# start of Data lines

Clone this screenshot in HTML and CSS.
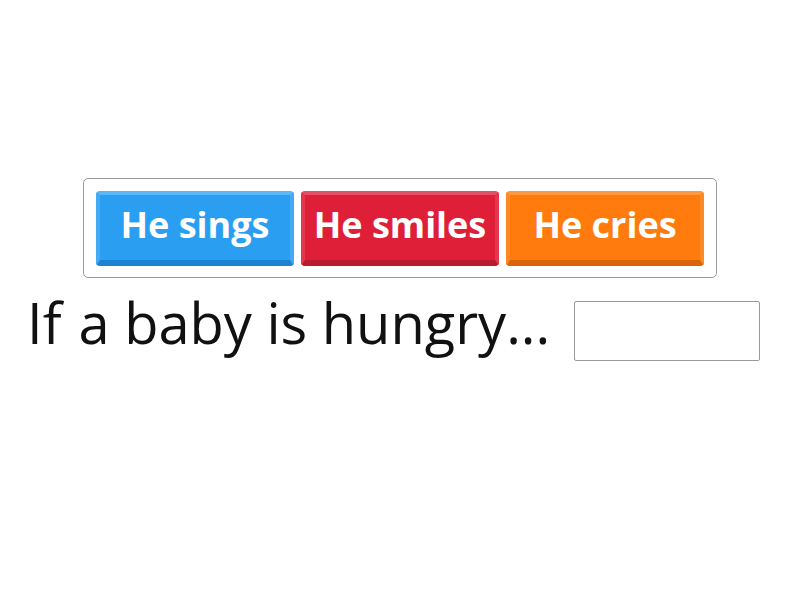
FILE: index.html
```html
<!DOCTYPE html>
<html>
<head>
<meta charset="utf-8">
<link rel="stylesheet" href="styles.css">
</head>
<body>
<main class="page">
  <div class="choices">
    <div class="tile tile-blue">He sings</div>
    <div class="tile tile-red">He smiles</div>
    <div class="tile tile-orange">He cries</div>
  </div>
  <div class="sentence">
    <span class="word-if">If</span>
    <span class="text">a baby is hungry...</span>
    <span class="blank"></span>
  </div>
</main>
</body>
</html>
```
FILE: styles.css
```css
html, body {
  margin: 0;
  padding: 0;
  background: #ffffff;
}
body {
  width: 800px;
  height: 600px;
  font-family: "Open Sans", "DejaVu Sans", sans-serif;
}
.page {
  padding-top: 178px;
}
.choices {
  box-sizing: border-box;
  width: 634px;
  height: 100px;
  margin: 0 auto 0 83px;
  border: 1px solid #9a9a9a;
  border-radius: 5px;
  padding: 12px 11px 10px 12px;
  display: flex;
  gap: 7px;
}
.tile {
  box-sizing: border-box;
  width: 198px;
  height: 75px;
  border-radius: 4px;
  display: flex;
  align-items: center;
  justify-content: center;
  color: #ffffff;
  font-size: 36px;
  font-weight: 700;
  border-style: solid;
  border-width: 4px 4px 6px 4px;
  padding-bottom: 6px;
}
.tile-blue {
  background: #2a9ef1;
  border-color: #5bb7f5 #43abf3 #1c82d4 #43abf3;
}
.tile-red {
  background: #df1f37;
  border-color: #e65066 #e2374d #b81a2e #e2374d;
}
.tile-orange {
  background: #ff7b0e;
  border-color: #ff9940 #ff8a25 #d9640a #ff8a25;
}
.sentence {
  display: flex;
  align-items: flex-start;
  padding-left: 27px;
  margin-top: 6px;
  color: #111111;
  font-size: 56px;
  line-height: 76px;
}
.word-if {
  margin-right: 17px;
}
.blank {
  box-sizing: border-box;
  width: 186px;
  height: 60px;
  border: 1px solid #9a9a9a;
  border-radius: 2px;
  margin-left: 24px;
  margin-top: 17px;
}
```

# end of Data lines

Write out the listing word for word, omitting the pictures it holds.

Output:
Clone this screenshot in HTML and CSS.
FILE: index.html
```html
<!DOCTYPE html>
<html>
<head>
<meta charset="utf-8">
<link rel="stylesheet" href="styles.css">
</head>
<body>
<main class="page">
  <div class="choices">
    <div class="tile tile-blue">He sings</div>
    <div class="tile tile-red">He smiles</div>
    <div class="tile tile-orange">He cries</div>
  </div>
  <div class="sentence">
    <span class="word-if">If</span>
    <span class="text">a baby is hungry...</span>
    <span class="blank"></span>
  </div>
</main>
</body>
</html>
```
FILE: styles.css
```css
html, body {
  margin: 0;
  padding: 0;
  background: #ffffff;
}
body {
  width: 800px;
  height: 600px;
  font-family: "Open Sans", "DejaVu Sans", sans-serif;
}
.page {
  padding-top: 178px;
}
.choices {
  box-sizing: border-box;
  width: 634px;
  height: 100px;
  margin: 0 auto 0 83px;
  border: 1px solid #9a9a9a;
  border-radius: 5px;
  padding: 12px 11px 10px 12px;
  display: flex;
  gap: 7px;
}
.tile {
  box-sizing: border-box;
  width: 198px;
  height: 75px;
  border-radius: 4px;
  display: flex;
  align-items: center;
  justify-content: center;
  color: #ffffff;
  font-size: 36px;
  font-weight: 700;
  border-style: solid;
  border-width: 4px 4px 6px 4px;
  padding-bottom: 6px;
}
.tile-blue {
  background: #2a9ef1;
  border-color: #5bb7f5 #43abf3 #1c82d4 #43abf3;
}
.tile-red {
  background: #df1f37;
  border-color: #e65066 #e2374d #b81a2e #e2374d;
}
.tile-orange {
  background: #ff7b0e;
  border-color: #ff9940 #ff8a25 #d9640a #ff8a25;
}
.sentence {
  display: flex;
  align-items: flex-start;
  padding-left: 27px;
  margin-top: 6px;
  color: #111111;
  font-size: 56px;
  line-height: 76px;
}
.word-if {
  margin-right: 17px;
}
.blank {
  box-sizing: border-box;
  width: 186px;
  height: 60px;
  border: 1px solid #9a9a9a;
  border-radius: 2px;
  margin-left: 24px;
  margin-top: 17px;
}
```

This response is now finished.